Marcelo Figueras
Está este amigo mío que vive en Barcelona. (Qué palabra más voluble, amigo. ¿Cuál será su esencia, qué la define? ¿La proximidad física, la frecuencia de las visitas? Hoy diré que para mí describe a una persona en la que confío, y de la cual me siento cerca aunque nos separen miles de kilómetros.) Mi amigo promedia los 40. Hasta ahora no había tenido hijos, en buena medida por la energía que dedicaba a su carrera y también -presumo- porque sobrevivió a duras penas a una de esas familias que se devoran a sus propios hijos a golpes de locura, y no querría reincidir en el drama desempeñando ahora el rol del villano. Pues bien, hace un par de días volví a verlo, esta vez con su hijo en brazos: un bebé de dos meses, durmiendo plácido en una nube de lana celeste. Una imagen que, para ser sincero, nunca había creido posible.
Por la noche fui a ver Children of Men, la película de Alfonso Cuarón inspirada por el relato de P. D. James. Me parece una película inmensa. No sólo por la maestría con que Cuarón hace su trabajo (pintar un futuro cercano con mínimas armas y resultar convincente, obtener grandes actuaciones de los habitualmente competentes Clive Owen y Michael Caine), sino porque su visión ya no es tan sólo la de un artesano sino la de un artista de verdad.
Children of Men transcurre en una Inglaterra imaginaria en 2027, cuando las mujeres han dejado de ser fértiles y la muerte del hombre más joven (un argentino, caray, a quien llaman Diego Ricardo) es vivida como una tragedia mundial. Por una serie de circunstancias, Theo (Owen) se ve obligado a custodiar a la única mujer embarazada del planeta, a quien debe llevar hasta manos amigas evitando que tanto ella como su criatura caigan en manos de facciones políticas opuestas -y complementarias, como suele ocurrir. El mundo que Cuarón describe no es el nuestro, pero lo que nos separa de semejante panorama es bastante más tenue que los 20 años que nos distancian de la trama. Poder concentrado, persecución de inmigrantes, campos de concentración: ¿no suena a una emisión más de cualquier noticiero?
El artista que es Cuarón percibió dos nociones que me parecen fundamentales para nuestra vida, hoy. En primer lugar, la delgada línea que nos separa de nuestros peores instintos, de nuestro egoísmo transformado en máquina asesina. Y después intuyó todo lo que hace falta para marcar la diferencia, el arma secreta con la que contamos aquellos que confiamos en la buena voluntad de la especie: un bebé. El fruto de uno de nuestros actos más irreflexivos, a quien tan a menudo consideramos como una consecuencia indeseada. Ya hace milenios que los fundadores de una fe comprendieron cuán elocuente es el símbolo del recién nacido: porque nos encarna en nuestro momento de mayor debilidad, y porque revela mejor que ningún argumento cuánto dependemos de la amabilidad de los extraños -gente a la que, cuando crecemos, nos enseñarán a odiar y a discriminar.
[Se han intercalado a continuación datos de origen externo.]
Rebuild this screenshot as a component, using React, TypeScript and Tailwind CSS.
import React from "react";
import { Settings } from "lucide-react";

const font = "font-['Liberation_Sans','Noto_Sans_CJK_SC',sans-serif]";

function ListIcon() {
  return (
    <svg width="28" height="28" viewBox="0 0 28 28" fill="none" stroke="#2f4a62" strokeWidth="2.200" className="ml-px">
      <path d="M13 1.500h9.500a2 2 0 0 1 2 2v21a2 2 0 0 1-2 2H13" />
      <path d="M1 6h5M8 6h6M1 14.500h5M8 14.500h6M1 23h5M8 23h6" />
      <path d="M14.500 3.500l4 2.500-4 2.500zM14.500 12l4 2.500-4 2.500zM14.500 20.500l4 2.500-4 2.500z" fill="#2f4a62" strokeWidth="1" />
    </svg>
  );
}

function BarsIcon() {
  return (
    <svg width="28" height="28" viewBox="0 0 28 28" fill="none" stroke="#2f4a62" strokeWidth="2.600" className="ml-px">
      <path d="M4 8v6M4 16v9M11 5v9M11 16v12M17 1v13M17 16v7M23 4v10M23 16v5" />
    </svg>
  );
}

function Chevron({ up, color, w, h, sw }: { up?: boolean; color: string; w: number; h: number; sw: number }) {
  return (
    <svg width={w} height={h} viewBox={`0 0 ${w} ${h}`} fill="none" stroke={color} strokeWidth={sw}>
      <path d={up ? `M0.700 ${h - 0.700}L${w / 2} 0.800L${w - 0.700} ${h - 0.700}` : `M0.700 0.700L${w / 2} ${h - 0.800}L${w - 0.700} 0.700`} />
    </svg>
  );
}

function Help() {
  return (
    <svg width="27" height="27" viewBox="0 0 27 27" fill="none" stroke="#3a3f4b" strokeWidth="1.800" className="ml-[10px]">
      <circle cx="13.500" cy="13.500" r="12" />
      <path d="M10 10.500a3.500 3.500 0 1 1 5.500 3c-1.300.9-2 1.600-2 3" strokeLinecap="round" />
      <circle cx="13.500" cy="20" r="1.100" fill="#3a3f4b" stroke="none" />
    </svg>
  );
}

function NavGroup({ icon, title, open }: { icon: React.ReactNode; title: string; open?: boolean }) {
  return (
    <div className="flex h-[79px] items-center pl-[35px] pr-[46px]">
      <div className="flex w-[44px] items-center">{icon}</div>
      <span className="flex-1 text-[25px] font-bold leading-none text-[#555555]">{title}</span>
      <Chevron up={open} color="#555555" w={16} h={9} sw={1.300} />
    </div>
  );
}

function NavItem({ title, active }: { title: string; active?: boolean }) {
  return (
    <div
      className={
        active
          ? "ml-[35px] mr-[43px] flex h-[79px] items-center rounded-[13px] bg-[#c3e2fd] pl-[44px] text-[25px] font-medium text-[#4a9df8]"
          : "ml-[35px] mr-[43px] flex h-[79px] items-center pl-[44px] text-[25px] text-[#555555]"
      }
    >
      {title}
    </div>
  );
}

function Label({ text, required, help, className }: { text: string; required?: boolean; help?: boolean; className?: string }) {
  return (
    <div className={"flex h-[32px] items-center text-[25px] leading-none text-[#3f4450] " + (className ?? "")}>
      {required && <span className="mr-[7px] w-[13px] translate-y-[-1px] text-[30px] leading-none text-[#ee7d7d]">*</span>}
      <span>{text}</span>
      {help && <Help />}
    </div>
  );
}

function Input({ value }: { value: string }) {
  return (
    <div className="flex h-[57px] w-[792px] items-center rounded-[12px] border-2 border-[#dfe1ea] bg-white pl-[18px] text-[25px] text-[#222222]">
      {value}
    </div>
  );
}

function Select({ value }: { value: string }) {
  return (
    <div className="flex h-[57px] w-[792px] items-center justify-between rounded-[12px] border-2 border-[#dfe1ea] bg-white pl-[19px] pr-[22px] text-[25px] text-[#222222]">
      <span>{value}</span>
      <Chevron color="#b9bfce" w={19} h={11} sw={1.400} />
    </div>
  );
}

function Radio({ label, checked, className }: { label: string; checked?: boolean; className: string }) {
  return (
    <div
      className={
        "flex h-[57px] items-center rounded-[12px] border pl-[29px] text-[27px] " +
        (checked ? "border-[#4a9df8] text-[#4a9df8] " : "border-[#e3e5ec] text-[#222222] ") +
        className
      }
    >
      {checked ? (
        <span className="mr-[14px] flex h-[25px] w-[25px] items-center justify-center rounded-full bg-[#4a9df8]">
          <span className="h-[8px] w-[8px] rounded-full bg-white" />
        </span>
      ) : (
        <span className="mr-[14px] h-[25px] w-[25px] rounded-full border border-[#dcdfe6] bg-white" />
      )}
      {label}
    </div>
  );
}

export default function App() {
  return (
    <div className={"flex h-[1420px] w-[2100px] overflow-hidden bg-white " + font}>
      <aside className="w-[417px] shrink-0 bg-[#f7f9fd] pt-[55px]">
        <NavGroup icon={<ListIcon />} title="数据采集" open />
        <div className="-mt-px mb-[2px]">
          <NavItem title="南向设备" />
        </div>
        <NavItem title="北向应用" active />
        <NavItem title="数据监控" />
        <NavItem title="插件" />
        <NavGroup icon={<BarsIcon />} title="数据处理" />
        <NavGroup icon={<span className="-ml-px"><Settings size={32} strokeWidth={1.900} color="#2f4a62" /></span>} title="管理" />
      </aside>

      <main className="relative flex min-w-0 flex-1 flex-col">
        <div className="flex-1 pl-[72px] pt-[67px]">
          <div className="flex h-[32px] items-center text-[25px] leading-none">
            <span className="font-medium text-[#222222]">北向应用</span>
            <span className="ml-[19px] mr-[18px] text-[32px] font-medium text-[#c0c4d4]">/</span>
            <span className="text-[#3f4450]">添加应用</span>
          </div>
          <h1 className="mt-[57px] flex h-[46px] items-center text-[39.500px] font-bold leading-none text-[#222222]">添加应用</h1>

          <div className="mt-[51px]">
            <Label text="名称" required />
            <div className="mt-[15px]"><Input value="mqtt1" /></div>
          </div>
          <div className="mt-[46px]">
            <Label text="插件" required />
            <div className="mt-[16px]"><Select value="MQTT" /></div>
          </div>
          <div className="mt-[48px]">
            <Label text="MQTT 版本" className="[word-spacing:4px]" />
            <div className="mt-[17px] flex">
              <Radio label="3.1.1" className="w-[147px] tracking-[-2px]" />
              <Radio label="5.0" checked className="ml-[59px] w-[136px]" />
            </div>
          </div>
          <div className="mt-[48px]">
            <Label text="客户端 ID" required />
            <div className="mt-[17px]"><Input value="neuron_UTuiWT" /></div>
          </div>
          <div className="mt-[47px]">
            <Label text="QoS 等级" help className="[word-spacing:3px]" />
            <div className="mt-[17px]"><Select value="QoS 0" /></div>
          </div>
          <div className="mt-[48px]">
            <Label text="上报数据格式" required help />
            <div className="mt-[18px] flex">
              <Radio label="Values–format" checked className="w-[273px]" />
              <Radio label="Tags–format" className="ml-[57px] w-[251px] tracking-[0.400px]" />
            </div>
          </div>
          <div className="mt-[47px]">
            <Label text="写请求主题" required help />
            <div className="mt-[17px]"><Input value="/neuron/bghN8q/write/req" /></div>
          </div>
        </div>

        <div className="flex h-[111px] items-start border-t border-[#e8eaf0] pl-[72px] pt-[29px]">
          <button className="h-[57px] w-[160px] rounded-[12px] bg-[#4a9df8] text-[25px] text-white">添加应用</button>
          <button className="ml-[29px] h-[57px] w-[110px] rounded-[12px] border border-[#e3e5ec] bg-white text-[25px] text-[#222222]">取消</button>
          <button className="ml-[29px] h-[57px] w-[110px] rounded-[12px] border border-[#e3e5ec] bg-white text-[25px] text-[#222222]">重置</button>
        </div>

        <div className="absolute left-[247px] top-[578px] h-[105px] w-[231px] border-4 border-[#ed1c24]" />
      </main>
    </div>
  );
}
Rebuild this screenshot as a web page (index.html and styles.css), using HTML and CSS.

La película tiene al menos una secuencia antológica: la que narra cómo la sola presencia de ese bebé motiva un alto el fuego espontáneo entre los soldados y los rebeldes. (Tanto unos como otros imaginaban que ya nunca volverían a ver un bebé humano.) La secuencia es magistral porque revela la reverencia que todavía sentimos ante el fenómeno de la vida, y porque además establece cuán breve es nuestra experiencia de la lucidez, ya que instantes después los hombres regresan a lo suyo, a lo que mejor hacen, matarse y morir.
Ese instante de luz dura lo que una bengala en el cielo, pero a pesar de su brevedad es el mejor argumento que tenemos en nuestra defensa: está claro que somos necios y violentos, pero esa ventana de segundos nos concede el beneficio de la duda. Quién sabe, a lo mejor es posible que alguna vez lleguemos a ser mejores; a lo mejor es posible que alguna vez abramos los brazos a los otros en lugar de cruzarlos sobre el pecho como un cerrojo sobre nuestro corazón.
Hoy mi amigo sabe bien de lo que hablo. Hay veces en que todo lo que hace falta para transformarnos es un bebé celeste.